I'm definitely not one to believe power conditioners will make a big difference in sound quality myself... and a lot of what is claimed is snake oil. Check out our latest thread: The Ten Biggest Lies in Audio

I do however like the flexibility and protection that Panamax offers on several of their units, plus having some delayed on/off, switched and always on outlets... plus the convenience of a 12volt trigger input. Their protection for under-voltage and over-voltage is real... and we have more problems with brown outs here in my neck of the wood.

It would be interesting to see credible tested evidence that these expensive power conditioners actually improve sound quality, but I don't think it will be possible.


----------



## ISLAND1000 (May 2, 2007)

Save your money until you find a real reason to control the incoming power.


----------



## Rambo4 (Jan 25, 2008)

I have two power conditioners that I have had good luck with, the Furman Elite-15 and AC-215 ( for projector). I have them as my security from a power surge if I am not home to unplug my equipment.

I have always been curious as to how effective conditioners could be to improve the sound quality to any perceived audible differnece.


----------



## eugovector (Sep 4, 2006)

I"ll throw Tripp Lite out as a brand I use and trust.


----------



## Guest (Feb 5, 2008)

Thanks for you input everyone. I welcome any other input anyone has to offer.


Hi Sonnie :wave: Hope your doing well, sorry it's been so long since I stopped by (busy,busy,busy)


----------



## imbeaujp (Oct 20, 2007)

On my oppinion, the bigest improvment is to have a dedicated AC circuit for your system.

I have a 20a cricuit (10 AWG cables) from my electrical main box to a Rotel Line conditionner RLC-1040. 

That dedicated wire does not pass near any source of electrical noize like electric heater, Termostat, wather tank, water pump, light dimmer... etc. 

For me it was a nice improvment, because there is NO electrical noize in my system, nada. You can open the volume, have your ear next to the driver and ear nothing.


----------



## MatrixDweller (Jul 24, 2007)

I think that power conditioners improve things for components with inferior power supplies, like cheap dvd players. High end components usually have top-notch power supplies that should get rid of most noise on the A/C line. 

Power conditioners can help stop cross contamination by isolating everything. I have yet to see any real world benchmarks (not by the manufacturer) and graphs that show differences in sound quality. I thought I heard (not measured) better bass frequencies when I hooked everything into my Belkin PF31, but then again it could be psychoacoustics.

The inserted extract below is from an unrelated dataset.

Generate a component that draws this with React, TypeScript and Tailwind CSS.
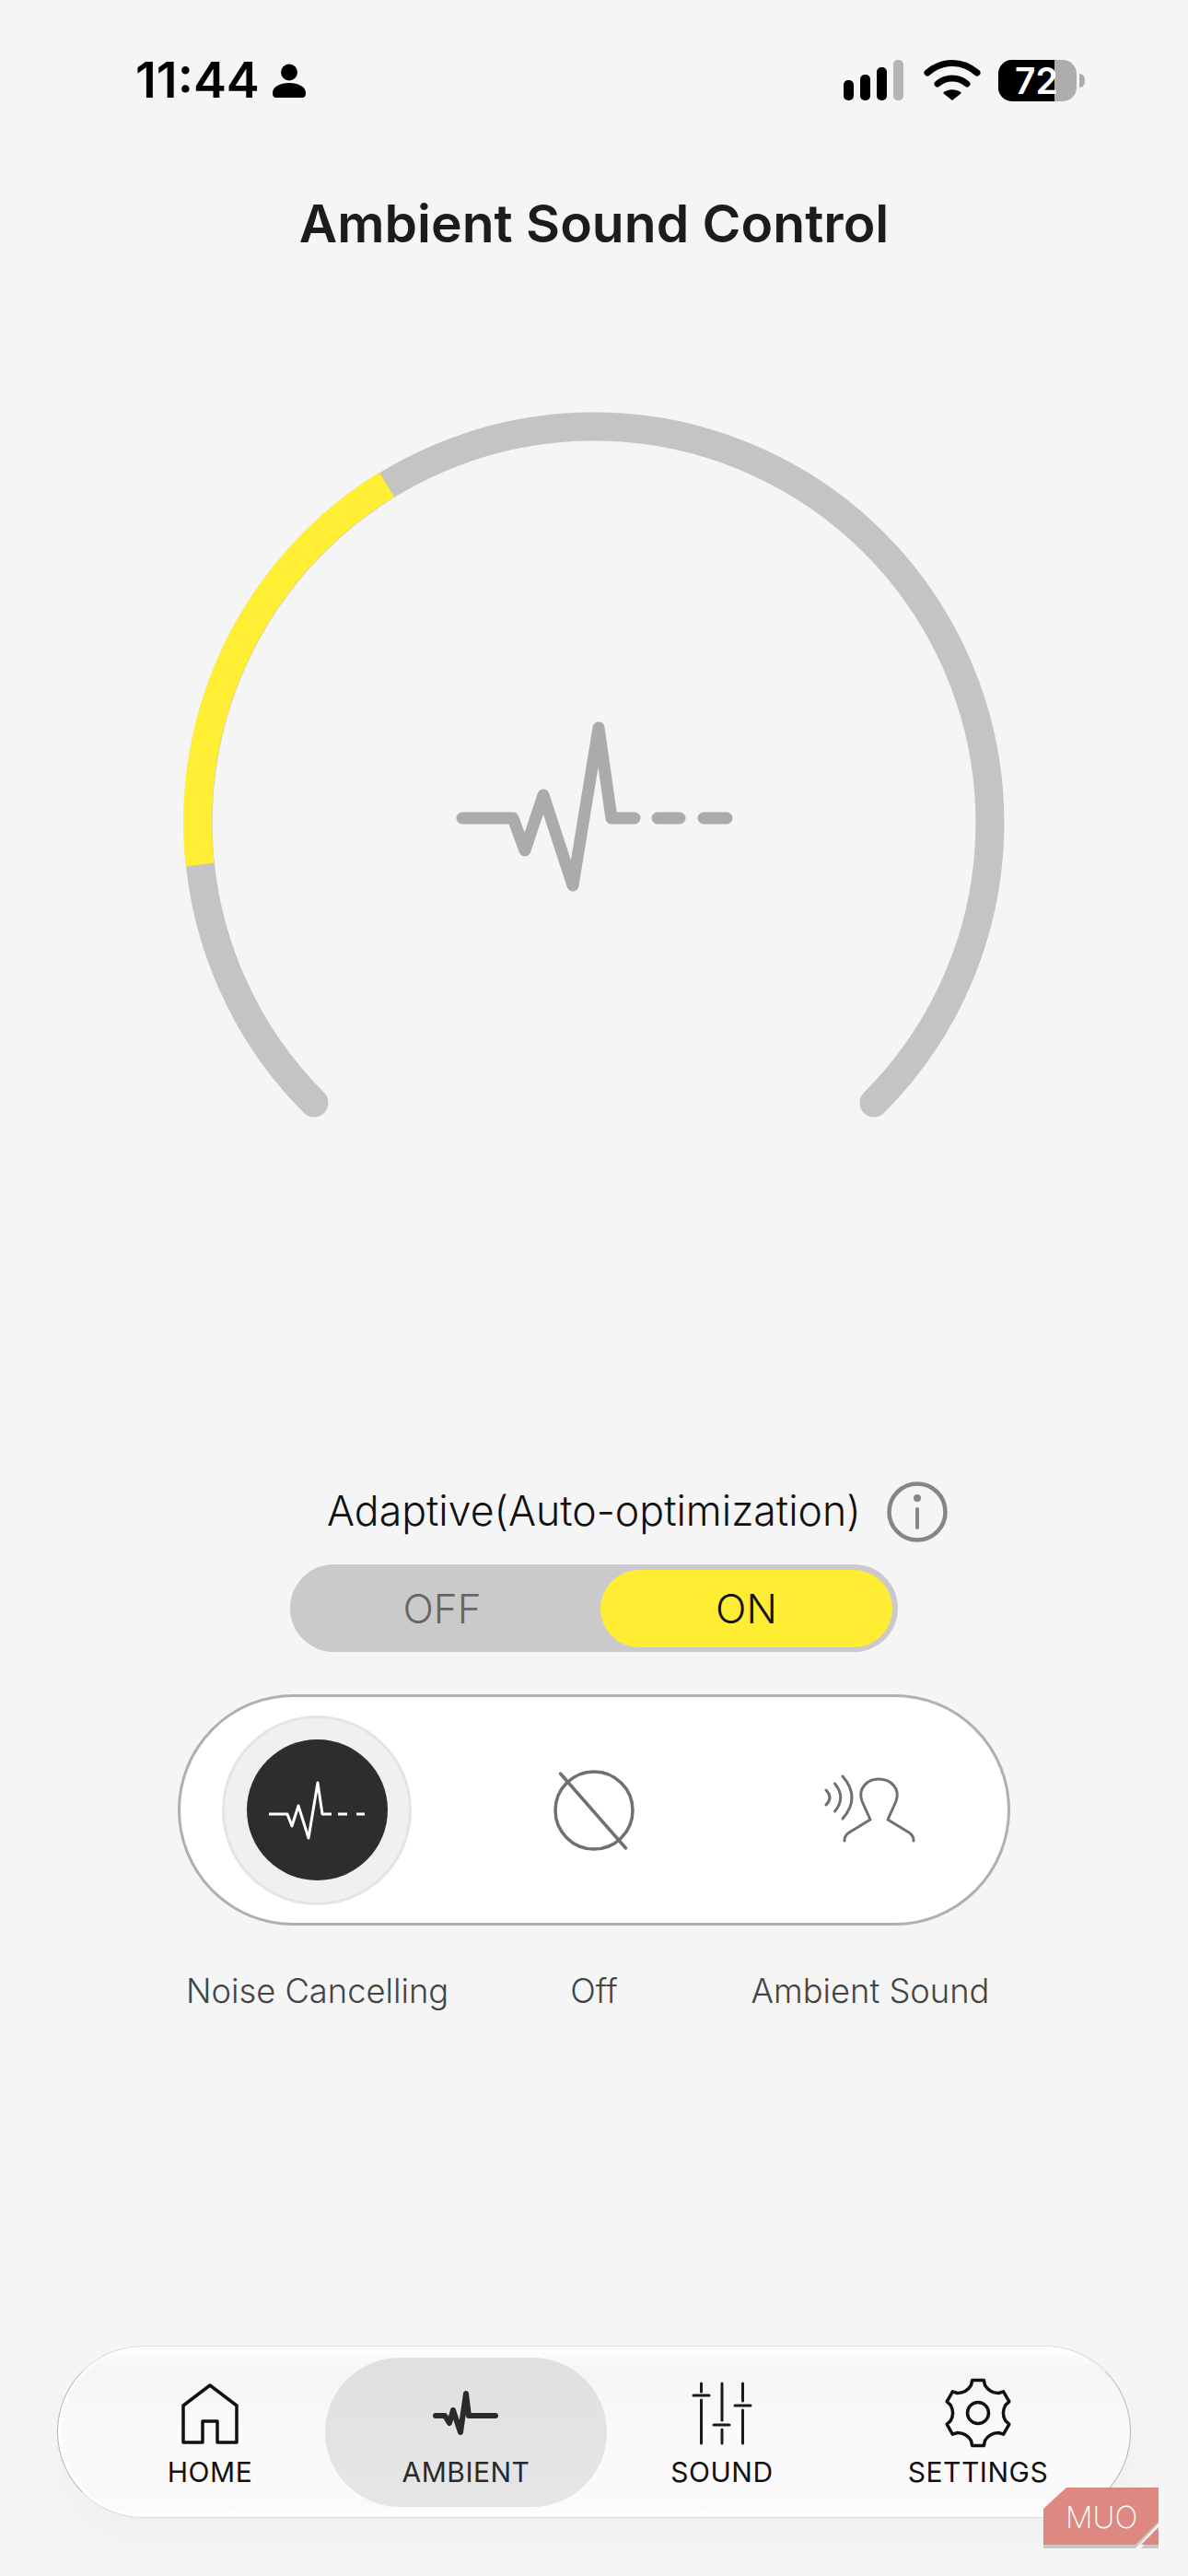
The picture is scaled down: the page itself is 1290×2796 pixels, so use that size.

I'd like to do some actual measurements some day.

Belkin has some nice products in their PureAV line up. The PF60 looks pretty nice. The Hybrid AVU1500 looks even nicer but has a pretty hefty price tag. CDW in Canada has it for $815.99 which is pretty good.
http://www.cdw.ca/shop/products/default.aspx?EDC=1362179


----------



## Guest (Feb 8, 2008)

+1 for Panamax.
I'm also not a believer in improved sound quality but a solid believer in protection from brown outs...something that unfortunately is common in my newer neighborhood :rolleyesno:


----------



## lcaillo (May 2, 2006)

MatrixDweller said:


> I think that power conditioners improve things for components with inferior power supplies, like cheap dvd players. High end components usually have top-notch power supplies that should get rid of most noise on the A/C line.
> http://www.cdw.ca/shop/products/default.aspx?EDC=1362179



This is an intuitive yet largely faulty assumption. Cheap power supplies in most video products do just about as much as really nice ones to get rid of line noise. This is inherent in the design of switching power supplies that nearly all modern video components use. What a better power supply does is a lot better filtering of the noise that the power supply itself generates.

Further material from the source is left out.